Warga desa diwajibkan menjadwal terlebih dahulu pada kepala desa untuk diatur bagaimana hajatan perkawinan dapat digelar. Menurut saya pribadi, sulit bagi orang desa, apalagi orang tua yang masih menggunakan pakem penanggalan Jawa, untuk mencari hari baik pernikahan anaknya. Proses pembauran dengan mencocokkan tanggal kelahiran masih lestari di desa-desa di Kecamatan Munjungan. Sehingga, dahulu sebelum Covid 19 ada, dalam satu hari bisa 4 atau lebih orang menggelar hajatan. Jika ini diberlakukan, mungkin masih terlalu sulit bagi orang tua jaman dulu untuk mengikuti. Tapi, mau tidak mau warga diimbau untuk lebih membiasakan diri dalam situasi baru.
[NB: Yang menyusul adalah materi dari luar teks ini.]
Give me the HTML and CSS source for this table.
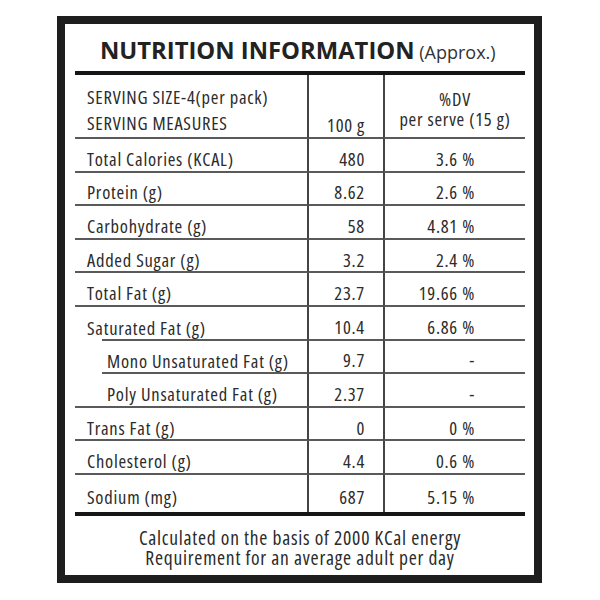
FILE: index.html
```html
<!DOCTYPE html>
<html>
<head>
<meta charset="utf-8">
<link rel="stylesheet" href="styles.css">
</head>
<body>
<div class="label">
  <h1 class="title"><span class="title-main">NUTRITION INFORMATION</span> <span class="title-sub">(Approx.)</span></h1>
  <div class="table">
    <div class="cell c1 head-c1"><div>SERVING SIZE-4(per pack)</div><div>SERVING MEASURES</div></div>
    <div class="cell c2 head-c2">100 g</div>
    <div class="cell c3 head-c3"><div>%DV</div><div>per serve (15 g)</div></div>

    <div class="cell c1 row">Total Calories (KCAL)</div><div class="cell c2 row">480</div><div class="cell c3 row">3.6 %</div>
    <div class="cell c1 row">Protein (g)</div><div class="cell c2 row">8.62</div><div class="cell c3 row">2.6 %</div>
    <div class="cell c1 row">Carbohydrate (g)</div><div class="cell c2 row">58</div><div class="cell c3 row">4.81 %</div>
    <div class="cell c1 row">Added Sugar (g)</div><div class="cell c2 row">3.2</div><div class="cell c3 row">2.4 %</div>
    <div class="cell c1 row">Total Fat (g)</div><div class="cell c2 row">23.7</div><div class="cell c3 row">19.66 %</div>
    <div class="cell c1 row indent-below">Saturated Fat (g)</div><div class="cell c2 row">10.4</div><div class="cell c3 row">6.86 %</div>
    <div class="cell c1 row sub indent-below">Mono Unsaturated Fat (g)</div><div class="cell c2 row">9.7</div><div class="cell c3 row">-</div>
    <div class="cell c1 row sub">Poly Unsaturated Fat (g)</div><div class="cell c2 row">2.37</div><div class="cell c3 row">-</div>
    <div class="cell c1 row">Trans Fat (g)</div><div class="cell c2 row">0</div><div class="cell c3 row">0 %</div>
    <div class="cell c1 row">Cholesterol (g)</div><div class="cell c2 row">4.4</div><div class="cell c3 row">0.6 %</div>
    <div class="cell c1 row last">Sodium (mg)</div><div class="cell c2 row last">687</div><div class="cell c3 row last">5.15 %</div>
  </div>
  <p class="footer">Calculated on the basis of 2000 KCal energy<br>Requirement for an average adult per day</p>
</div>
</body>
</html>
```

FILE: styles.css
```css
html, body {
  margin: 0;
  padding: 0;
  background: #fff;
}

body {
  font-family: "Open Sans", "DejaVu Sans Condensed", "Liberation Sans Narrow", sans-serif;
  font-stretch: 75%;
  letter-spacing: 0.75px;
  color: #2b2b2b;
}

.label {
  box-sizing: border-box;
  width: 485px;
  height: 567px;
  margin: 16px 0 0 57px;
  border: 8px solid #1e1e1e;
  padding: 0 9px 0 10px;
  display: flex;
  flex-direction: column;
}

.title {
  margin: 0;
  height: 51px;
  box-sizing: border-box;
  padding: 9px 0 0 25px;
  border-bottom: 4px solid #161616;
  white-space: nowrap;
  font-size: 18px;
  font-weight: 400;
  line-height: 34px;
  font-stretch: 100%;
  letter-spacing: 0;
}

.title-main {
  font-size: 23.8px;
  font-weight: 700;
  color: #222;
}

.title-sub {
  font-size: 18px;
  font-weight: 400;
  color: #333;
}

.table {
  display: grid;
  grid-template-columns: 232px 76px 142px;
  grid-template-rows: 64px repeat(10, 33.6px) 37px;
  border-bottom: 4px solid #161616;
}

.cell {
  box-sizing: border-box;
  border-bottom: 2px solid #5a5a5a;
  font-size: 18.5px;
  line-height: 20px;
  display: flex;
  align-items: center;
  white-space: nowrap;
}

.row {
  padding-top: 8px;
}

.c1 {
  padding-left: 12px;
}

.c2 {
  border-left: 2px solid #444;
  justify-content: flex-end;
  padding-right: 18px;
}

.c3 {
  border-left: 2px solid #444;
  justify-content: flex-end;
  padding-right: 50px;
}

.sub {
  padding-left: 32px;
}

.indent-below {
  border-bottom: none;
  background: linear-gradient(#5a5a5a, #5a5a5a) no-repeat right bottom / calc(100% - 27px) 2px;
}

.last {
  border-bottom: none;
}

.head-c1 {
  flex-direction: column;
  align-items: flex-start;
  justify-content: flex-start;
  padding-top: 9px;
  line-height: 26px;
}

.head-c2 {
  align-items: flex-end;
  padding-bottom: 2px;
}

.head-c3 {
  flex-direction: column;
  align-items: center;
  justify-content: flex-start;
  padding: 14px 0 0 0;
  line-height: 20px;
}

.footer {
  margin: 0;
  padding-top: 12px;
  text-align: center;
  font-size: 19.5px;
  line-height: 20px;
}
```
Pada intinya apa yang dipaparkan Bupati Arifin memang sudah menyesuaikan aturan yang ada dengan kondisi saat ini. Warga hanya tinggal melaksanakan sesuai kebijakan. Sekaligus memutar otak memperbaiki dan menyesuaikan usaha yang ada, sesuai protokol kesehatan. Harapan ke depan semoga keadaan perekonomian menjadi lebih baik. Memulai kehidupan baru dengan tata laku kehidupan yang baru pula. Semoga aktivitas yang semula berhenti kembali berjalan.